Beyond that, there’s the issue of how ephemeral TikTok can be. The algorithm that powers the app’s For You page is so good at finding engaging content that China has passed laws against selling it to potential US buyers, who are seeking to purchase the app after lawmakers passed legislation in April forcing its parent company ByteDance to divest from owning it or face a ban in America. The flip side of that algorithm’s power and intensity is that it blocks the more direct and organic forms of community that were the initial appeal of social networks to begin with.

With vanishingly few exceptions, every product, community, or figure with popularity credited to TikTok needs to establish a presence outside of the app to stick around and stay popular, or the relentless algorithm will drive it off people’s feeds. Stanley Quencher water bottles had huge success last year credited to the app, but this was years after they first took off thanks to a prominent review blog. Abigail Barlow, whose Bridgerton fan musical written on TikTok won a Grammy in 2022, had already released a successful single in 2020.

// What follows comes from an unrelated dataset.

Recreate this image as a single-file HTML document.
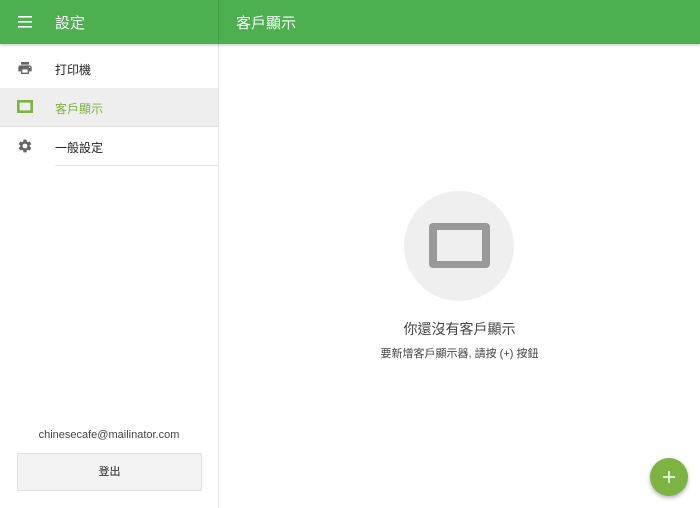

Poarch presumably understood this, quickly parlaying her proverbial 15 minutes of TikTok fame into a line of merchandise, a music career, and more. Halton is already following suit with a reality show appearance. Despite this, Halton’s video will never be able to catch up to Poarch’s without some major element outside TikTok, because it’s just that: a video. Unlike its creator, it can’t transcend the app.

For Halton’s video to break the record, there would need to be some massive, directed interest beyond the shallow sensory appeal that got the video so popular in the first place, which is next to impossible given how much emphasis TikTok places on algorithmic feeds over searching for specific content. The commenters on Halton’s video, who dutifully boost the clip and keep track of the numbers every day, are swimming against the currents that carry every single TikTok to their feeds.

With TikTok reportedly developing a new version of its algorithm to skirt the ban in the US, it’s worth keeping track of how that algorithm shapes what users see, especially how hard it is to work against. The thousands of comments keeping track of the most-liked videos on the platform show that people don’t always just want what the algorithm gives them, and the fact that they come back every day shows they want something that stays in their lives longer than the next swipe up.